What is the number of lines in the data holding the word "code"? Give that number by itself.
:: MATERIAL FOR THIS EXERCISE
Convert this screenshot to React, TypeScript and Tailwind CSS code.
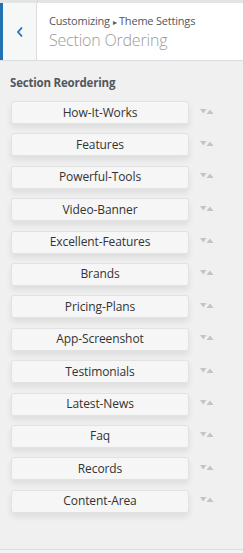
import React from 'react';

const sections = [
  'How-It-Works',
  'Features',
  'Powerful-Tools',
  'Video-Banner',
  'Excellent-Features',
  'Brands',
  'Pricing-Plans',
  'App-Screenshot',
  'Testimonials',
  'Latest-News',
  'Faq',
  'Records',
  'Content-Area',
];

const Arrows = () => (
  <svg width="14" height="7" viewBox="0 0 14 7" className="shrink-0 -mt-[3px]">
    <path d="M0 1 L6.5 1 L3.25 5.5 Z" fill="#c4c4c4" />
    <path d="M6.5 6 L13.5 6 L10 1.5 Z" fill="#c4c4c4" />
  </svg>
);

export default function App() {
  return (
    <div
      className="w-[243px] h-[553px] bg-[#f0f0f1] flex flex-col overflow-hidden"
      style={{ fontFamily: '"Open Sans", "Noto Sans", sans-serif' }}
    >
      <div className="h-[3px] bg-[#e4e4e4] flex">
        <div className="w-[37px]" />
        <div className="w-px bg-[#d5d5d5]" />
      </div>
      <div className="h-[58px] flex bg-white border-b border-[#dcdcde]">
        <div className="w-[3px] bg-[#2271b1]" />
        <button className="w-[34px] bg-[#f6f7f7] border-r border-[#dcdcde] flex items-center justify-center text-[#2271b1]">
          <svg width="8" height="12" viewBox="0 0 8 12">
            <path d="M6 1.5 L2 6 L6 10.5" fill="none" stroke="#2271b1" strokeWidth="1.8" />
          </svg>
        </button>
        <div className="flex flex-col justify-center pl-[12px] pt-[1px]">
          <div className="text-[11px] leading-[14px] text-[#50575e] tracking-[-0.2px]">
            Customizing <span className="text-[8px]">▸</span> Theme Settings
          </div>
          <div className="text-[16px] leading-[22px] text-[#9a9a9a] font-light tracking-[-0.2px]">
            Section Ordering
          </div>
        </div>
      </div>
      <div className="flex-1 flex flex-col">
        <div className="pl-[10px] pt-[14px] text-[11.5px] font-bold text-[#50575e] leading-[16px] tracking-[-0.2px]">
          Section Reordering
        </div>
        <div className="flex flex-col gap-[9.4px] pt-[10px] pl-[11px]">
          {sections.map((s) => (
            <div key={s} className="flex items-center gap-[11px]">
              <div className="w-[178px] h-[23px] bg-[#f6f6f6] border border-[#e2e2e2] rounded-[3px] shadow-[0_4px_6px_rgba(0,0,0,0.08)] flex items-center justify-center text-[12px] text-[#333] tracking-[-0.1px]">
                {s}
              </div>
              <Arrows />
            </div>
          ))}
        </div>
      </div>
      <div className="h-[4px] border-t border-[#dcdcde] bg-[#f3f3f3]" />
    </div>
  );
}
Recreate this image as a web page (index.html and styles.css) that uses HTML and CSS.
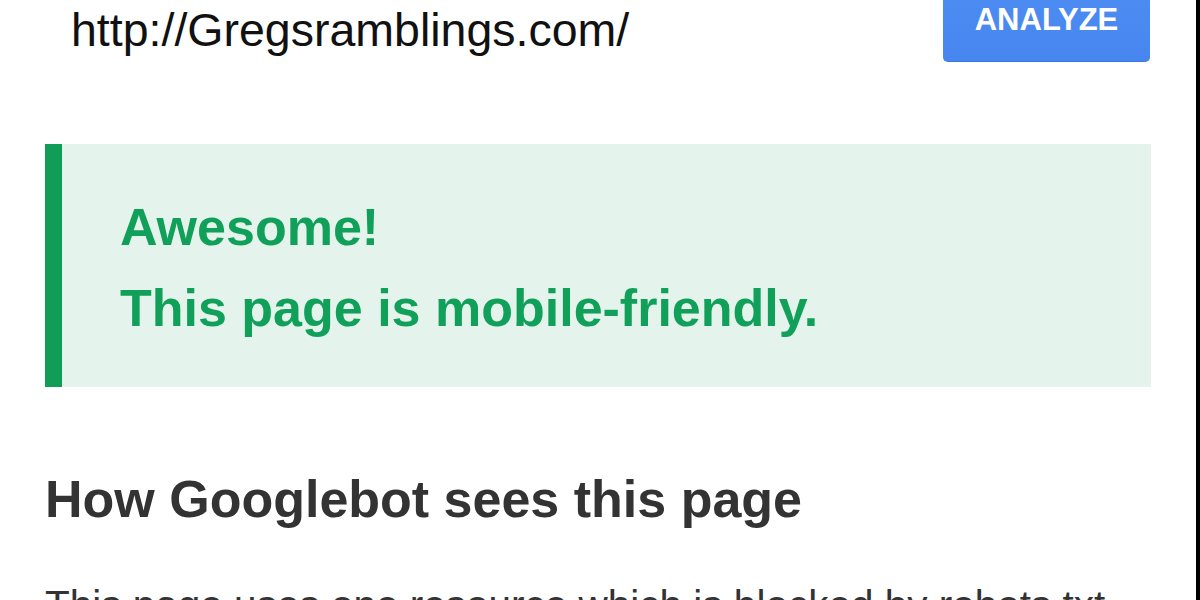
FILE: index.html
```html
<!DOCTYPE html>
<html lang="en">
<head>
<meta charset="utf-8">
<title>Mobile-Friendly Test</title>
<link rel="stylesheet" href="styles.css">
</head>
<body>
<div class="page">
  <div class="search-row">
    <div class="url">http://Gregsramblings.com/</div>
    <button class="analyze">ANALYZE</button>
  </div>
  <div class="result">
    <div class="result-line">Awesome!</div>
    <div class="result-line">This page is mobile-friendly.</div>
  </div>
  <h2 class="section-title">How Googlebot sees this page</h2>
  <p class="section-text">This page uses one resource which is blocked by robots.txt</p>
</div>
</body>
</html>
```
FILE: styles.css
```css
html, body {
  margin: 0;
  padding: 0;
  background: #ffffff;
}

body {
  font-family: "Liberation Sans", Arial, sans-serif;
  width: 1200px;
  height: 600px;
  overflow: hidden;
}

.page {
  box-sizing: border-box;
  width: 1200px;
  height: 600px;
  border-right: 4px solid #000;
  overflow: hidden;
}

.search-row {
  display: flex;
  justify-content: space-between;
  align-items: flex-start;
  height: 62px;
  padding-right: 46px;
}

.url {
  margin: 7px 0 0 71px;
  font-size: 46.5px;
  line-height: 47px;
  color: #111;
  white-space: nowrap;
}

.analyze {
  box-sizing: border-box;
  width: 207px;
  height: 62px;
  padding: 0 0 23px;
  border: none;
  border-bottom: 1px solid #3b77dc;
  border-radius: 0 0 5px 5px;
  background: linear-gradient(#4c8bf2, #4686ee);
  color: #fff;
  font-family: "Liberation Sans", Arial, sans-serif;
  font-weight: bold;
  font-size: 31px;
  line-height: 31px;
  text-align: center;
  vertical-align: top;
}

.result {
  box-sizing: border-box;
  margin: 82px 0 0 45px;
  width: 1106px;
  height: 243px;
  padding: 43px 0 0 58px;
  border-left: 17px solid #0f9d58;
  background: #e4f4ec;
}

.result-line {
  font-weight: bold;
  font-size: 52px;
  line-height: 81px;
  color: #11a05a;
  white-space: nowrap;
}

.section-title {
  margin: 82px 0 0 45px;
  font-size: 52px;
  line-height: 61px;
  font-weight: bold;
  color: #333;
  white-space: nowrap;
}

.section-text {
  margin: 51px 0 0 45px;
  font-size: 40.5px;
  line-height: 48.6px;
  color: #333;
  white-space: nowrap;
}
```
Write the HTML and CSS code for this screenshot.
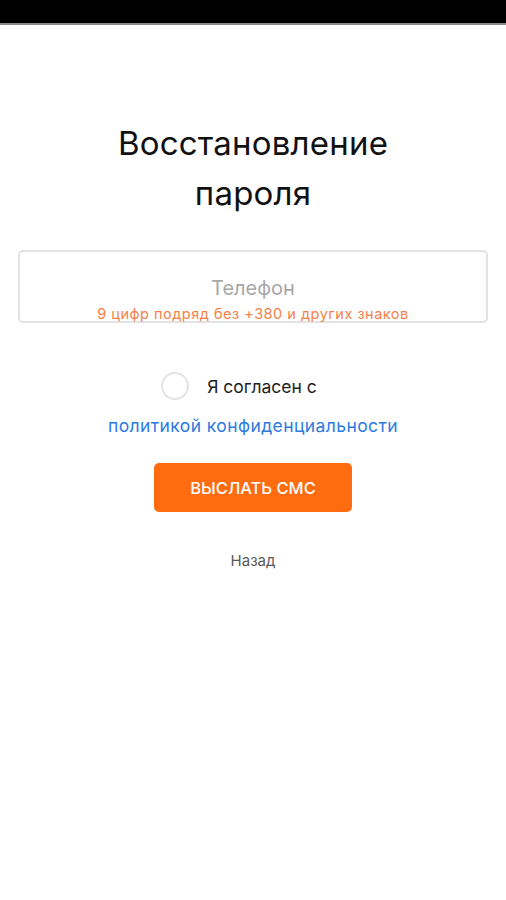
FILE: index.html
```html
<!DOCTYPE html>
<html lang="ru">
<head>
    <meta charset="UTF-8">
    <meta name="viewport" content="width=device-width, initial-scale=1.0">
    <title>Восстановление пароля</title>
    <link rel="stylesheet" href="styles.css">
</head>
<body>
    <div class="status-bar"></div>

    <div class="page">
        <h1 class="title">Восстановление<br>пароля</h1>

        <!-- Phone field -->
        <div class="phone-box">
            <input type="tel" class="phone-input" placeholder="Телефон">
            <div class="hint">9 цифр подряд без +380 и других знаков</div>
        </div>

        <label class="agree">
            <span class="circle"></span>
            <span class="agree-text">Я согласен с</span>
        </label>
        <a href="#" class="policy">политикой конфиденциальности</a>

        <button type="button" class="send-btn">ВЫСЛАТЬ СМС</button>

        <a href="#" class="back">Назад</a>
    </div>
</body>
</html>
```

FILE: styles.css
```css
* {
    margin: 0;
    padding: 0;
    box-sizing: border-box;
}

body {
    font-family: 'Inter', 'Roboto', sans-serif;
    background: #fff;
    width: 506px;
    height: 900px;
    overflow: hidden;
}

.status-bar {
    height: 25px;
    background: #000;
    border-bottom: 2px solid #8a8a8a;
}

.page {
    display: flex;
    flex-direction: column;
    align-items: center;
    padding: 0 18px;
}

.title {
    margin-top: 93px;
    font-weight: 400;
    font-size: 33px;
    line-height: 50px;
    color: #111;
    text-align: center;
    letter-spacing: 0.2px;
}

.phone-box {
    margin-top: 32px;
    width: 470px;
    height: 73px;
    border: 2px solid #e3e3e3;
    border-radius: 5px;
    display: flex;
    flex-direction: column;
    align-items: center;
    padding-top: 22px;
}

.phone-input {
    width: 100%;
    border: none;
    outline: none;
    text-align: center;
    font-family: inherit;
    font-size: 20px;
    line-height: 28px;
    color: #333;
}

.phone-input::placeholder {
    color: #a8a8a8;
}

.hint {
    margin-top: 3px;
    font-size: 14.5px;
    line-height: 18px;
    color: #f5814a;
    letter-spacing: 0.5px;
}

.agree {
    margin-top: 49px;
    display: flex;
    align-items: center;
    gap: 18px;
    margin-left: -28px;
    cursor: pointer;
}

.circle {
    width: 28px;
    height: 28px;
    border: 2px solid #e4e4e4;
    border-radius: 50%;
}

.agree-text {
    font-size: 17.5px;
    color: #222;
}

.policy {
    margin-top: 15px;
    font-size: 17.5px;
    color: #2d7ae0;
    text-decoration: none;
    letter-spacing: 0.4px;
}

.send-btn {
    margin-top: 27px;
    width: 198px;
    height: 49px;
    background: #ff6b0f;
    color: #fff;
    border: none;
    border-radius: 5px;
    font-family: inherit;
    font-size: 16.5px;
    font-weight: 500;
    cursor: pointer;
}

.back {
    margin-top: 39px;
    font-size: 15px;
    color: #5a5a5a;
    text-decoration: none;
}
```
::::
WRITTEN SOLUTION ▸ 2